You can try checking cables to be sure they work, or switch to USB mode 
temporarily to see if the problem persists; if so, then it's prob a setting on 
the motif.

To check for drivers (which shouldn't be the issue), you'll have to go through 
the manufacturer's website and look on the page for the interface, see what the 
latest driver was before they discontinued it; if you're using original cd 
drivers there should be a later version.
Asio is an audio thing, it has nothing to do with midi, don't mix the 2 up, 
midi is just performance data and messages, what note to press, how long to 
hold it for, how strong to play it etc, audio is the actual sound.

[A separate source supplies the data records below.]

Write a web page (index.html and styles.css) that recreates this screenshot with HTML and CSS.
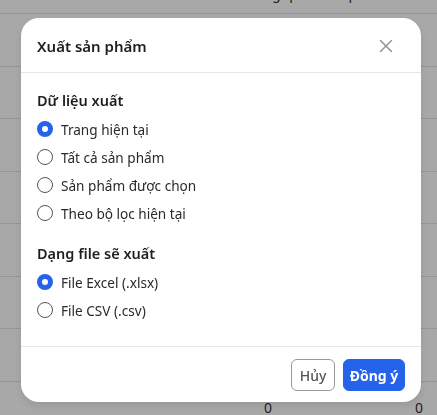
FILE: index.html
```html
<!DOCTYPE html>
<html lang="vi">
<head>
<meta charset="utf-8">
<link rel="stylesheet" href="styles.css">
</head>
<body>
<div class="page">
  <div class="row row-head"><span class="cell c1"></span><span class="cell c2 head-text">Tổng quan sản phẩm</span><span class="cell c3"></span></div>
  <div class="row"></div>
  <div class="row"></div>
  <div class="row"></div>
  <div class="row"></div>
  <div class="row"></div>
  <div class="row"></div>
  <div class="row"></div>
  <div class="row"><span class="cell c1"></span><span class="cell c2 num">0</span><span class="cell c3 num">0</span></div>
</div>
<div class="overlay">
  <div class="modal">
    <div class="modal-header">
      <h2 class="title">Xuất sản phẩm</h2>
      <button class="close" aria-label="Đóng">
        <svg width="14" height="14" viewBox="0 0 14 14"><path d="M1.5 1.5 L12.5 12.5 M12.5 1.5 L1.5 12.5" stroke="#8f9399" stroke-width="1.5" stroke-linecap="round" fill="none"/></svg>
      </button>
    </div>
    <div class="modal-body">
      <div class="section">
        <div class="section-label">Dữ liệu xuất</div>
        <div class="options">
          <label class="option"><span class="radio checked"></span>Trang hiện tại</label>
          <label class="option"><span class="radio"></span>Tất cả sản phẩm</label>
          <label class="option"><span class="radio"></span>Sản phẩm được chọn</label>
          <label class="option"><span class="radio"></span>Theo bộ lọc hiện tại</label>
        </div>
      </div>
      <div class="section">
        <div class="section-label">Dạng file sẽ xuất</div>
        <div class="options">
          <label class="option"><span class="radio checked"></span>File Excel (.xlsx)</label>
          <label class="option"><span class="radio"></span>File CSV (.csv)</label>
        </div>
      </div>
    </div>
    <div class="modal-footer">
      <button class="btn btn-cancel">Hủy</button>
      <button class="btn btn-ok">Đồng ý</button>
    </div>
  </div>
</div>
</body>
</html>
```

FILE: styles.css
```css
* { box-sizing: border-box; }
html, body { margin: 0; padding: 0; }
body {
  width: 437px;
  height: 415px;
  overflow: hidden;
  background: #fff;
  font-family: "Noto Sans", "Liberation Sans", sans-serif;
  color: #222;
}
.page {
  display: flex;
  flex-direction: column;
  padding-top: 13px;
}
.row {
  height: 52.5px;
  flex: none;
  border-top: 1px solid #e2e2e2;
  display: flex;
  font-size: 14px;
  color: #333;
}
.row-head {
  height: 0;
  border-top: none;
  position: relative;
  top: -29px;
}
.head-text { white-space: nowrap; padding-left: 8px; }
.cell { display: block; }
.c1 { width: 240px; flex: none; }
.c2 { width: 150px; flex: none; }
.c3 { flex: 1; }
.num { padding-top: 18px; line-height: 16px; }
.row:last-child .c2 { padding-left: 24px; }
.row:last-child .c3 { padding-left: 25px; }

.overlay {
  position: fixed;
  inset: 0;
  background: rgba(0, 0, 0, 0.34);
  display: flex;
  justify-content: flex-start;
  align-items: flex-start;
  padding: 18px 0 0 21px;
}
.modal {
  width: 400px;
  height: 384px;
  background: #fff;
  border-radius: 18px;
  display: flex;
  flex-direction: column;
  box-shadow: 0 4px 10px rgba(0,0,0,0.1);
}
.modal-header {
  height: 55px;
  flex: none;
  border-bottom: 1px solid #e6e6e6;
  display: flex;
  align-items: center;
  justify-content: space-between;
  padding: 0 28px 0 16px;
}
.title {
  margin: 0;
  font-size: 15px;
  font-weight: 600;
  color: #1f1f1f;
  padding-top: 1px;
}
.close {
  border: none;
  background: none;
  padding: 0;
  width: 14px;
  height: 14px;
  display: flex;
  margin-top: 2px;
}
.modal-body {
  flex: 1;
  padding: 17px 16px 0;
  display: flex;
  flex-direction: column;
  gap: 16px;
}
.section-label {
  font-size: 14.5px;
  font-weight: 600;
  line-height: 20px;
  color: #1f1f1f;
}
.options {
  margin-top: 5px;
  display: flex;
  flex-direction: column;
}
.option {
  height: 28px;
  display: flex;
  align-items: center;
  gap: 8px;
  font-size: 13.6px;
  color: #2a2a2a;
}
.radio {
  width: 16px;
  height: 16px;
  border-radius: 50%;
  border: 1.3px solid #555;
  background: #fff;
  flex: none;
}
.radio.checked {
  border: 5px solid #2563eb;
}
.modal-footer {
  height: 56px;
  flex: none;
  border-top: 1px solid #e6e6e6;
  display: flex;
  justify-content: flex-end;
  align-items: flex-start;
  gap: 8px;
  padding: 12px 16px 0;
}
.btn {
  height: 32px;
  border-radius: 6px;
  font-family: inherit;
  font-size: 14px;
  padding: 0;
  white-space: nowrap;
}
.btn-cancel {
  width: 44px;
  background: #fff;
  border: 1px solid #9a9a9a;
  color: #555;
  font-weight: 500;
}
.btn-ok {
  width: 62px;
  background: #2563eb;
  border: 1px solid #2563eb;
  color: #fff;
  font-weight: 700;
}
```
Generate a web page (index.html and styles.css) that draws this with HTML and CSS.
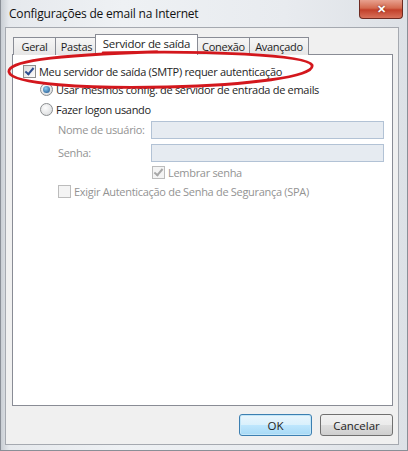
FILE: index.html
```html
<!DOCTYPE html>
<html lang="pt">
<head>
    <meta charset="UTF-8">
    <title>Configurações de email na Internet</title>
    <link rel="stylesheet" href="styles.css">
</head>
<body>
    <div class="window">
        <div class="titlebar">
            <span class="title">Configurações de email na Internet</span>
            <button class="close-btn" aria-label="Fechar">&#x2715;</button>
        </div>
        <div class="client">
            <!-- Tabs -->
            <div class="tabs">
                <div class="tab tab-geral">Geral</div>
                <div class="tab tab-pastas">Pastas</div>
                <div class="tab active">Servidor de saída</div>
                <div class="tab tab-conexao">Conexão</div>
                <div class="tab tab-avancado">Avançado</div>
            </div>
            <div class="panel">
                <label class="row first">
                    <span class="check checked"></span>
                    Meu servidor de saída (SMTP) requer autenticação
                </label>
                <div class="indent">
                    <label class="row">
                        <span class="radio selected"></span>
                        Usar mesmos config. de servidor de entrada de emails
                    </label>
                    <label class="row second-radio">
                        <span class="radio"></span>
                        Fazer logon usando
                    </label>
                    <div class="fields disabled">
                        <div class="field">
                            <span class="field-label">Nome de usuário:</span>
                            <span class="textbox"></span>
                        </div>
                        <div class="field">
                            <span class="field-label">Senha:</span>
                            <span class="textbox"></span>
                        </div>
                        <label class="row remember">
                            <span class="check checked dim"></span>
                            Lembrar senha
                        </label>
                        <label class="row spa">
                            <span class="check dim"></span>
                            Exigir Autenticação de Senha de Segurança (SPA)
                        </label>
                    </div>
                </div>
                <!-- hand drawn annotation -->
                <svg class="circle-mark" width="312" height="42" viewBox="0 0 312 42">
                    <path d="M 96 3 C 200 0, 300 5, 305 15 C 309 27, 240 35, 160 37 C 80 39, 4 34, 2 22 C 0 12, 40 5, 150 2"
                          fill="none" stroke="#d3171d" stroke-width="2.8" stroke-linecap="round"/>
                </svg>
            </div>
            <div class="buttons">
                <button class="btn default">OK</button>
                <button class="btn">Cancelar</button>
            </div>
        </div>
    </div>
</body>
</html>
```

FILE: styles.css
```css
/* Variables */
:root {
    --client-color: #f0f0f0;
    --border-color: #898c95;
    --text-color: #1e1e1e;
    --disabled-text: #939393;
}

body {
    margin: 0;
    width: 408px;
    height: 451px;
    font-family: "Open Sans", "Noto Sans", sans-serif;
    font-size: 11px;
    letter-spacing: -0.3px;
    color: var(--text-color);
    overflow: hidden;
}

.window {
    width: 408px;
    height: 451px;
    box-sizing: border-box;
    background: linear-gradient(90deg, #c9ced4 0%, #e6e9ed 2%, #eef1f4 30%, #e8ebef 70%, #dde1e6 100%);
    border: 1px solid #8a8f97;
    border-top: none;
    padding: 0 8px 5px 4px;
    display: flex;
    flex-direction: column;
}

/* Title bar */
.titlebar {
    height: 27px;
    display: flex;
    align-items: flex-start;
    justify-content: space-between;
}

.title {
    margin-top: 5px;
    margin-left: 4px;
    font-size: 12px;
    letter-spacing: -0.2px;
    color: #111;
}

.close-btn {
    width: 44px;
    height: 19px;
    margin-right: -4px;
    border: 1px solid #6e2a21;
    border-top: none;
    border-radius: 0 0 4px 4px;
    background: linear-gradient(#e8a18f 0%, #d46a4f 45%, #c2402a 55%, #d8715a 100%);
    color: #fff;
    font-size: 11px;
    font-weight: bold;
    padding: 0;
    text-shadow: 0 0 2px #6a1a10;
}

/* Client area */
.client {
    flex: 1;
    background: var(--client-color);
    border: 1px solid #a5a9b0;
    padding: 6px 5px 8px 6px;
    display: flex;
    flex-direction: column;
}

.tabs {
    display: flex;
    align-items: flex-end;
    height: 21px;
    margin-bottom: -1px;
    padding-left: 1px;
    position: relative;
    z-index: 1;
}

.tab {
    height: 18px;
    box-sizing: border-box;
    border: 1px solid var(--border-color);
    border-bottom: none;
    margin-right: -1px;
    background: linear-gradient(#f6f6f6, #e6e6e6);
    line-height: 18px;
    text-align: center;
}

.tab-geral { width: 43px; }
.tab-pastas { width: 43px; }
.tab-conexao { width: 53px; }
.tab-avancado { width: 60px; }

.tab.active {
    width: 103px;
    height: 21px;
    background: #fff;
    margin: 0 -1px 0 -2px;
    line-height: 17px;
    font-size: 11.5px;
}

.panel {
    position: relative;
    height: 352px;
    background: #fff;
    border: 1px solid var(--border-color);
    padding: 8px 0 0 10px;
    box-sizing: border-box;
}

.row {
    display: flex;
    align-items: center;
    height: 18px;
    gap: 3px;
}

.row.first {
    height: 17px;
}

.indent {
    padding-left: 17px;
}

.second-radio {
    margin-top: 2px;
}

.check {
    width: 11px;
    height: 11px;
    border: 1px solid #8e8f8f;
    background: linear-gradient(135deg, #dcdcdc, #fdfdfd);
    position: relative;
}

.check.checked::after {
    content: "";
    position: absolute;
    left: 3px;
    top: 0;
    width: 3px;
    height: 7px;
    border: solid #2c4d8f;
    border-width: 0 2px 2px 0;
    transform: rotate(40deg);
}

.check.dim {
    border-color: #bcbcbc;
    background: #f4f4f4;
}

.check.dim.checked::after {
    border-color: #a8a8a8;
}

.radio {
    width: 11px;
    height: 11px;
    border-radius: 50%;
    border: 1px solid #8a8d90;
    background: radial-gradient(circle at 40% 35%, #fdfdfd, #d4d6d8);
    position: relative;
}

.radio.selected::after {
    content: "";
    position: absolute;
    left: 2px;
    top: 2px;
    width: 7px;
    height: 7px;
    border-radius: 50%;
    background: radial-gradient(circle at 40% 35%, #8cd0f5, #1a4c86);
}

.fields {
    padding-left: 18px;
}

.disabled {
    color: var(--disabled-text);
}

.field {
    display: flex;
    align-items: center;
    height: 23px;
}

.field-label {
    width: 93px;
    white-space: nowrap;
}

.textbox {
    width: 231px;
    height: 16px;
    border: 1px solid #b2c2d5;
    background: #e6ebf1;
}

.remember {
    padding-left: 94px;
    height: 16px;
}

.spa {
    height: 22px;
}

.circle-mark {
    position: absolute;
    left: -6px;
    top: -5px;
    z-index: 2;
}

/* Dialog buttons */
.buttons {
    display: flex;
    justify-content: flex-end;
    gap: 8px;
    margin-top: 8px;
}

.btn {
    width: 73px;
    height: 22px;
    border: 1px solid #707070;
    border-radius: 3px;
    background: linear-gradient(#f2f2f2 0%, #ebebeb 50%, #dddddd 51%, #cfcfcf 100%);
    font-family: inherit;
    font-size: 11.5px;
    color: #1e1e1e;
    padding: 0;
}

.btn.default {
    border-color: #3c7fb1;
    background: linear-gradient(#eaf6fd 0%, #d9f0fc 50%, #bee6fd 51%, #a7d9f5 100%);
    box-shadow: inset 0 0 0 1px #c3e6f8;
}
```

I've never 
heard of any recent/modern interfaces having issues with midi (though that 
doesn't mean it doesn't happen), as it's usually a streightforward send/receive 
type of deal, sonar and the motif do the midi interpretations. I know that the 
new midisport 2x2 from m-audio has midi latency issues, but that was supposedly 
fixed with a firmware update.

The reason you can't technically quantize the digital audio (though you really 
can somewhat quantize it with sonar's tools), but the digital audio signal that 
the motif sends via SPDIF is converted back to analog at the audio interface 
and then reproduced by it and/or sonar's audio engine. So it doesn't stay in 
the digital realm; by the time you hear the audio, it's been converted back to 
sound waves; otherwise, you'd just hear a static type of sound, sort of like 
when you put a data cd on an auio cd-player. Midi is always digital, because 
it's just information on how the synthesizer is suppose to play back the 
sounds. You can think of midi like meta info, kind of like html; it tells the 
browser how to display the data and gives it the data, but each browser 
interprets it in its own way. So sonar receives the midi info as ones and 
zeros, and can do whatever it wants with it such as quantize it before it sends 
it to the synth to play it. Audio is played or sent via the fx bin as soon as 
it's received. This is a rough explanation, it's more involved with more 
details, but it's the main idea, midi stays digital and can be altered, the 
audio does not, even if it's sent digitally, it's converted back to it's 
original audio form.

There's alot to learn and grasp, but you're well on your way! If you need more 
in depth help with any of it all, feel free to contact me off list, as I offer 
tutoring services on all this stuff and more.

Regards, D!J!X!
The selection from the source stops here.